There has certainly been a move in the right direction with China’s pledge to take action against climate change, announced at the UN Climate Change Summit in New York in September (see page 6). In March, countries are expected to submit their intended nationally determined contributions towards reducing greenhouse gases. “Only then can we judge whether [New York] was a success or not,” said a senior policy adviser on climate change for Oxfam recently.

 

China’s commitment comes too late for this year’s Beijing marathon runners. There needs to be a change of pace at a national, European and global level to have any chance of a binding agreement in Paris next year to reduce emissions substantially.

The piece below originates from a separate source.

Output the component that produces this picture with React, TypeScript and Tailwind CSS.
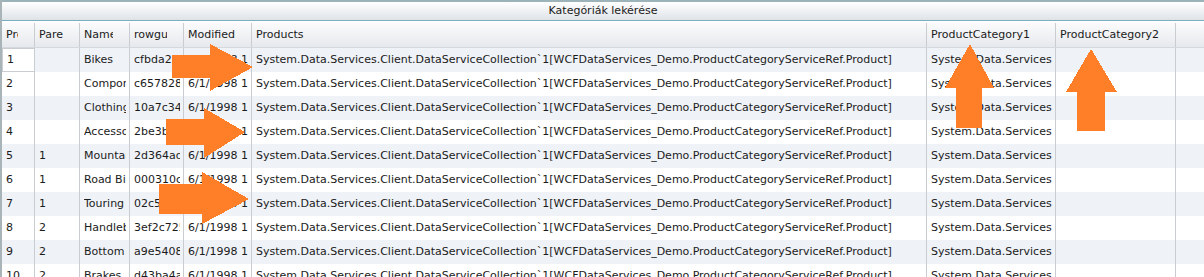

And action needs to be taken quickly in order to fundamentally change the world’s infrastructure so that cities to operate sustainably, for the future health and prosperity of the growing number of city dwellers around the world.

 

Who said that?

 

“At the manufacturing level, what we’ve discovered is, we have the same [food security] issues. In order for our manufacturing to work, we have to build resilience in there too. Of the 17 manufacturing sites in the UK, we’ve come up with over 200 action points that we have to address.” Inder Poonaji, Nestlé head of sustainability

 

“Cities are growing at a rapid rate and becoming an inescapable part of our society. If you look globally, 1.5m people are added to cities every single year. Shouldn’t we be finding ways of making people’s lives in the countryside worthwhile and valuable, so that they would stay there?” Tom Beagent, PWC sustainability and climate change team director

 

“The fundamental problem within the food industry is the concern with regards to food security. I’m normally an optimistic guy, but I’m finding it hard to be optimistic about this. The growing population is putting a huge strain on food security. We’ve not increased wheat yield in this country for the best part of a decade.” David Clarke, Assured Food Standards chief executive

 

“We need to build our cities much more intelligently than we’re doing today. This starts with building in better places. Some of this is about building smarter.” Greg Lowe, Willis executive director of sustainability, science and policy practice

 

“My own organisation has an annual energy bill of £15.8m. We brought in a firm of energy analysts to look at where prices were going. By 2020, they forecast that we are going to be looking at a 35% increase in our energy bills if we continue with the same level of use. That’s a lot of money so in terms of cutting emissions, we are talking about cutting the amount of energy we use and therefore cutting the amount of money that we spend. You can separate out the moral case from the economic case and the economic case shines out. It’s the sensible thing to do.” Simon Mills, City of London Corporation head of sustainability

 

Urban action

Cities are currently responsible for about 70% of global greenhouse gas emissions and can play a critical role in reducing these emissions and strengthening resilience. At the New York Climate Summit in September a number of commitments were made relating to emissions from cities. These included the Compact of Mayors – signed by mayors from around the world, including New York, Seoul, Paris, Johannesburg, Bogota and Copenhagen – which will harmonise cities’ targets and strategies. Among the 2,000 cities in the compact, 228 have voluntary targets and strategies for greenhouse gas reductions that could avoid up to 2.1 gigatonnes of greenhouse gas emissions a year.